When we launched the menu to parents, we went into it with our eyes wide open; we look after 700 children, so we knew we weren’t going to please everyone. We could have simply changed the menu with little fuss, but we decided to give parents as much information as possible because we wanted them to understand what we were doing and why.

Healthy eating and nutrition are such a big part of our ethos and we felt it important to communicate that. We drafted an email with links to the research and quotes from the dietician, and I’m pleased to say the majority of parents applauded our efforts.

However, we did face some questions and complaints from a minority of people. We anticipated the key complaint would be the lack of meat content and that proved to be the case.

We prepared by having a template email with additional nutritional information and facts we could send to parents who required it. We tailored the email to each parent’s questions, but because each complaint was similar, we could handle it efficiently.

A real success

The minor complaints and misgivings from parents had dissipated after a few weeks because it became clear the children loved the menu. This was really down to the skill of our cooks.

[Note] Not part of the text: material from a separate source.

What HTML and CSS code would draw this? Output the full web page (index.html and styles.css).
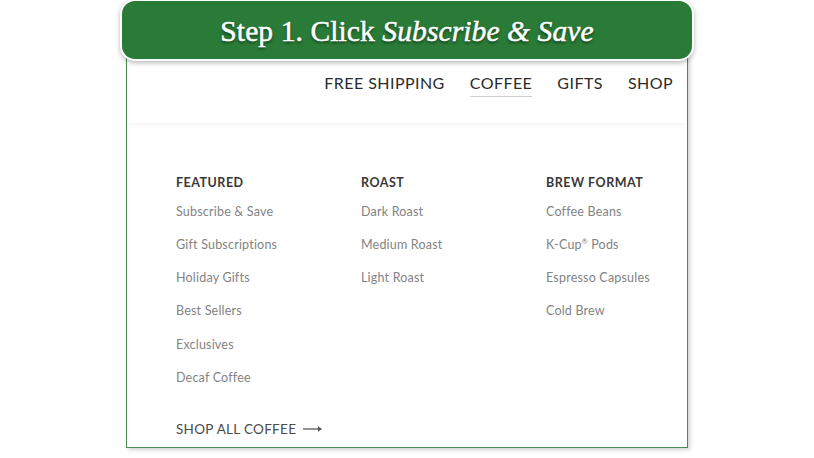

When you ask a chef to cook a lasagne without the beef for the first time you get some funny looks – they’re naturally apprehensive – but we’re lucky to have a fantastic team. They did their own research and came back to us with ideas for more dishes and suggestions on how to give the meals maximum flavour.

The cooks’ buy-in was important and it created new learning opportunities for the children. We encouraged them to prepare food with the children and one of the ideas that came out of that was the wraps.

We always liked the idea of wraps, but it’s difficult to prepare so many, so we decided to let the children help make them and that’s been a great success.

Our staff also eat all the meals with the children, and discuss what they are putting in their bodies and why it’s good for them.

We’ve been encouraged by feedback from parents whose children have been asking for nursery dishes. So much so that we have created a cookbook.

What’s next?

The cost of providing the menu has gone up, but only with the cost of food, not because we are using more fresh ingredients. Meat and fish aren’t cheap, but neither are spinach and avocado, so I think we’ve found a good balance.

Next, we’re aiming for a completely organic menu for health reasons as well as environmental ones. We have the Eco Schools Award and removing pesticides from the environment is something we are passionate about.

With the new plant-based menu, we have found a structure, so hopefully the next iteration won’t be as difficult. There will always be different dishes to try and that will be a challenge, but it’s a challenge we’re looking forward to getting our teeth into.

New menu? Five things to remember when planning changes…

  • Do things gradually – this wasn’t a big leap for us but a natural progression; going from a traditional menu to a plant-based one would have been too difficult. Have an aim in mind but give it time, so you can manage children, parents and logistics.
  • Do your research – when making a menu that’s different, ensure you have plenty of information to back up your decisions.
  • Keep parents fully informed – we found this was the best policy. You can then anticipate feedback and be prepared.
  • Be prepared for complaints – make sure you have your internal processes in place and that staff know how to deal with negative feedback.
  • Involve children in meal preparation – when trying a new menu this is a good way to familiarise children with dishes so they will be more receptive to the food.

Michael Murphy is Managing Director at Portland Nurseries.